Uwaga, świat Riley Jenson wciąga! „Kuszące zło” trzecia część przygód pracownicy Departamentu Innych Ras, zaczyna się w momencie, gdy Riley przechodzi trening przygotowujący do zostania Strażnikiem. W tym samym czasie wyrusza na ostateczną misję pokonania Deshona Starra, szaleńca zajmującego się genetyką.  Czeka ją niebezpieczna przygoda, walka o życie, ale także o samą siebie i przede wszystkim stawienie czoła dwóm mężczyznom, seksownemu samcowi alfa Kellenowi i tysiącletniemu wampirowi Quinnowi, którzy zaciekle walczą o jej względy. 

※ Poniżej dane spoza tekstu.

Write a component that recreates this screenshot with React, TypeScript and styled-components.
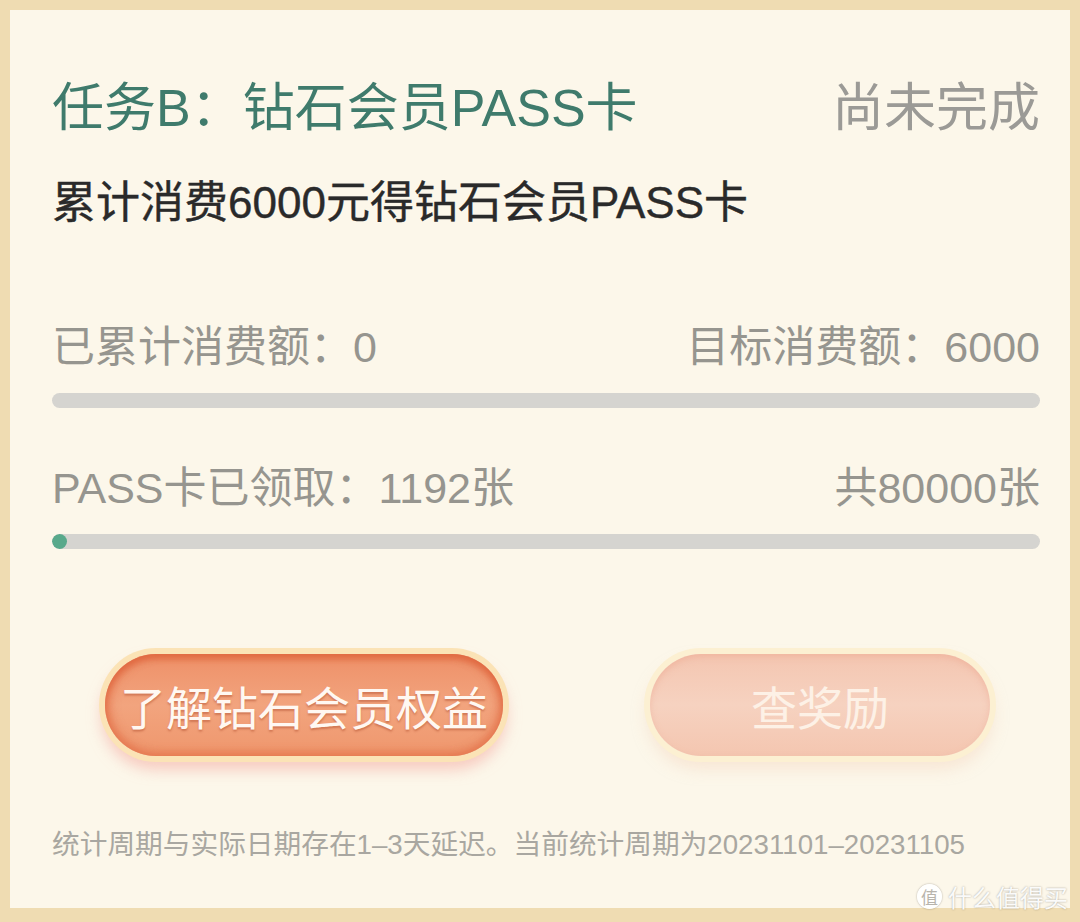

Po raz kolejny Keri Arthur zaserwowała czytelnikom sporą porcję niebezpieczeństwa, strachu i erotyki. Posiadłość Deshona Starra, jego zaskakująca tożsamość, zoo i walki na arenie to coś czego właściwie powinnam się była spodziewać po autorce, a mimo to byłam zaskoczona. Wartka akcja, niesforność Riley, zaskoczenie na każdym kroku i przede wszystkim mnóstwo przystojnych facetów kręcących się wokół głównej bohaterki to mieszanka wybuchowa. Moim ulubieńcem zdecydowanie jest Quinn, ponad tysiącletni wampir, który w życiu Riley pojawia się i znika. Tak jak nasza wilczyca żyje według własnych zasad i jedyną jego słabością jest uczucie do Riley. Właśnie uczucie, bo Quinn chyba sam nie wie, czy to jest miłość, nie wie też tego ani bohaterka, ani czytelnik, bo te zakazy i nakazy, których wampir wymaga od kochanki, a jednocześnie jego tymczasowa obojętność wobec niej, wysyła sprzeczne sygnały.

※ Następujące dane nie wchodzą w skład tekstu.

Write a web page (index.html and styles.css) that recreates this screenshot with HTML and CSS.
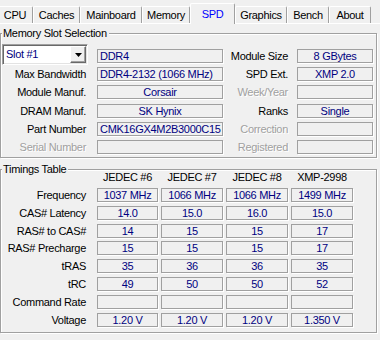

Tak jak w poprzednich tomach, tak w „Kuszącym źle” Riley emanuje rządzą i ma gdzie ją zrealizować. Miejsce do którego trafi kipi erotyzmem, a seks jest częścią misji wypełnianej przez bohaterkę. W połączeniu z niebezpieczeństwem, jakie grozi Riley, czuje się ona jak ryba w wodzie. Bohaterka przechodzi metamorfozę, zmienia wygląd, głos i staje się złodziejką Poppy Burns, ale ostry charakterek pozostaje. Poppy ma cięty język i nie daje sobie w kaszę dmuchać, czym może narazić się Starrowi i jego podwładnym. Ponadto pojawiają się nowe paranormalne istoty, lisołaki, niedźwiedziołaki, jastrzębiołaki, całe mnóstwo różnych zmiennokształtnych, w tym oczywiście Kade, z którym Riley przeżyje niejedną upojną chwilę.

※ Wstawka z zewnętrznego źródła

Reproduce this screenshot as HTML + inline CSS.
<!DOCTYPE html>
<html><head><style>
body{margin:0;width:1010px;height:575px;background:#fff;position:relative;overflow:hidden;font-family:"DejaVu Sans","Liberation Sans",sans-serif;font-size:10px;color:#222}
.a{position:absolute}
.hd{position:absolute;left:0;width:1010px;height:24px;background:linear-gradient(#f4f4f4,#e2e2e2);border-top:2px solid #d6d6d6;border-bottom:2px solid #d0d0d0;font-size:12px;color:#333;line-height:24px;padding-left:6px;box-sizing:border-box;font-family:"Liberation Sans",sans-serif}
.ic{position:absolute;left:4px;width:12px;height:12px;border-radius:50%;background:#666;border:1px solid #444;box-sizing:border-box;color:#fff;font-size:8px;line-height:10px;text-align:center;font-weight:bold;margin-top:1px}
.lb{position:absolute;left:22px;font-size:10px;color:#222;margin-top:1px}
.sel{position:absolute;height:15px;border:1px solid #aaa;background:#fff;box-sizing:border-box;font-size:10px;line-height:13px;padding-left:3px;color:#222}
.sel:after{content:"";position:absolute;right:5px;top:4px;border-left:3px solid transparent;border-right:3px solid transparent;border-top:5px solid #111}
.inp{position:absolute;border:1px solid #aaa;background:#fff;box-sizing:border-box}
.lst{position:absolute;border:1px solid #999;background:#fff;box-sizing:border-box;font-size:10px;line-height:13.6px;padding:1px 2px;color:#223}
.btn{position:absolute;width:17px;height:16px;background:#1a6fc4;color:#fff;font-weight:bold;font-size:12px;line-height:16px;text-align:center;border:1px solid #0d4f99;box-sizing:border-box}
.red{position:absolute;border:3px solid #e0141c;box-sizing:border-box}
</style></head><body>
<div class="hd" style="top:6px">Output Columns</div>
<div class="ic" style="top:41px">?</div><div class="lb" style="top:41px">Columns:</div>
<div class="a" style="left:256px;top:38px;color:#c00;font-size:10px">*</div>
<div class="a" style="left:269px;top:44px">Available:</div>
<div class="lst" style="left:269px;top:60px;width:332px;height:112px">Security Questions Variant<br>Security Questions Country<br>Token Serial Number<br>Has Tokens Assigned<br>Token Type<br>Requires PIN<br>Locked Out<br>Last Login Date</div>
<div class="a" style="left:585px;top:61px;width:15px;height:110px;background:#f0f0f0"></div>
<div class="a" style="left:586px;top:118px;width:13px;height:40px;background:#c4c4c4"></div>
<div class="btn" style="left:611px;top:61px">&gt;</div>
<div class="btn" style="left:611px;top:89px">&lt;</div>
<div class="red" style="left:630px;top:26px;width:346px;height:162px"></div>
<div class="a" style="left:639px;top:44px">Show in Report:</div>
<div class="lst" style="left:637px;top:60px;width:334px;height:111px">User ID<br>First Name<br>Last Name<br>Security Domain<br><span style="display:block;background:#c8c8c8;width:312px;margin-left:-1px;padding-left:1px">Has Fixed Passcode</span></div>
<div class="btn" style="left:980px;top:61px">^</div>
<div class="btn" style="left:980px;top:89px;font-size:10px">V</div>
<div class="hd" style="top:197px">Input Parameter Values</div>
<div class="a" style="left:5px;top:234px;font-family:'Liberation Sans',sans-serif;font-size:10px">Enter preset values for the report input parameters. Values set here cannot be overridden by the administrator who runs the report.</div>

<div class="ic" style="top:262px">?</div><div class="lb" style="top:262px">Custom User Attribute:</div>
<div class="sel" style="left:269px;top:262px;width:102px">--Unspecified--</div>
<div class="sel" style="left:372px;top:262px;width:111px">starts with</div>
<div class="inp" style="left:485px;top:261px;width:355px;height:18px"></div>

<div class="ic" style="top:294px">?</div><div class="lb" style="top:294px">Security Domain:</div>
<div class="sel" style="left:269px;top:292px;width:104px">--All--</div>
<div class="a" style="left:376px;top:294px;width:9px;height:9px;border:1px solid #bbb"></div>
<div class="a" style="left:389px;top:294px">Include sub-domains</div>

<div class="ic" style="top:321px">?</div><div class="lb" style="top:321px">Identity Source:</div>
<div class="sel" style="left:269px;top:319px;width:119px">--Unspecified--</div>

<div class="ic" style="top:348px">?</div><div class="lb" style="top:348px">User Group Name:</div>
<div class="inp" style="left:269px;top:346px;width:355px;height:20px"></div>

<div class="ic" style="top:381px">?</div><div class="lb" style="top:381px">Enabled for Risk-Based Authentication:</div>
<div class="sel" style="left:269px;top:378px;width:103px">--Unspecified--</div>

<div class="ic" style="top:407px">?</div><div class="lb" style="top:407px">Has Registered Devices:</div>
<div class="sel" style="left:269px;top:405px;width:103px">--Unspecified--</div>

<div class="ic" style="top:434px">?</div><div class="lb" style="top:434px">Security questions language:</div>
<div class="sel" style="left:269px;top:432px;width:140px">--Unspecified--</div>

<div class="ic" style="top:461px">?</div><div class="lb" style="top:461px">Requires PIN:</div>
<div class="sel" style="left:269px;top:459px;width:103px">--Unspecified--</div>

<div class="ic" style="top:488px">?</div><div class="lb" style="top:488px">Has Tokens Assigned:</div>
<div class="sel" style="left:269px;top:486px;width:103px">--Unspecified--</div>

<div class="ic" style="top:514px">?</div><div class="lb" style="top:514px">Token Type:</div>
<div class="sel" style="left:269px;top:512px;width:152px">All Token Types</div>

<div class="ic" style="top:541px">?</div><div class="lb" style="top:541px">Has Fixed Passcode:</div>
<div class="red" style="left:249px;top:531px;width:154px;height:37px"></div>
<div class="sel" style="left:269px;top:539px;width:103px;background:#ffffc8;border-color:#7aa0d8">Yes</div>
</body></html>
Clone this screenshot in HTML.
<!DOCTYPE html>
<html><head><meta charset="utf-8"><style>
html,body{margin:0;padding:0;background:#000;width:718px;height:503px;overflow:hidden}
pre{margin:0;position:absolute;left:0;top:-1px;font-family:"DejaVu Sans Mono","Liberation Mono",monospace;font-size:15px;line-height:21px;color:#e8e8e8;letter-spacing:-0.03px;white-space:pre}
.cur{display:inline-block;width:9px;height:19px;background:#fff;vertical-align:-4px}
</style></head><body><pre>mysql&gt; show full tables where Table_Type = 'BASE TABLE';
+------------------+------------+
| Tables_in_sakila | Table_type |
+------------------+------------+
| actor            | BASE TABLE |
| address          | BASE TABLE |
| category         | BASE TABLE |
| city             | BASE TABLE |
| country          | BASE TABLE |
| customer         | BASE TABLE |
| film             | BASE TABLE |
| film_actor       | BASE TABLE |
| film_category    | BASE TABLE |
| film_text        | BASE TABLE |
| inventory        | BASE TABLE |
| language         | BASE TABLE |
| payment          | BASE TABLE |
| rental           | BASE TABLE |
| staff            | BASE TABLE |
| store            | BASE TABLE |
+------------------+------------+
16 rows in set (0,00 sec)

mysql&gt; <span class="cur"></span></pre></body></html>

Zdecydowanie jest to lektura dla miłośników sensacji. Szybko toczące się wydarzenia, brak przestojów, ślamazarnej fabuły, przemyślane postacie, rozbudowana historia i mocno podkręcony charakter Riley sprawiają, że „Kuszące zło” pochłania się w kilka godzin, nie mogąc się oderwać. Jak dotąd najlepsza część serii „Zew Nocy”. Keri Arthur jest jedną z tych autorek, których talent twórczy rozwija się z każdą kolejną powieścią, jej pomysły są ciągle świeże, nieprzesadzone, nieprzekombinowane. Autorka sprawnie prowadzi czytelnika po śladach Riley i nocnym życiu Melbourne, wprowadza nowych bohaterów, którzy dodają książkom smaczku, jednocześnie nie przesłaniając głównego wątku, nie zaciemniając tego co ważne uwypukla szczegóły, które prowadzą do rozwiązania zagadki.

Świetna książka dla miłośników sensacji i wszelkich paranormalnych stworzeń. Teraz pozostaje mi czekać na kolejne tytuły, bo przygód Riley już nie będę potrafiła sobie odpuścić.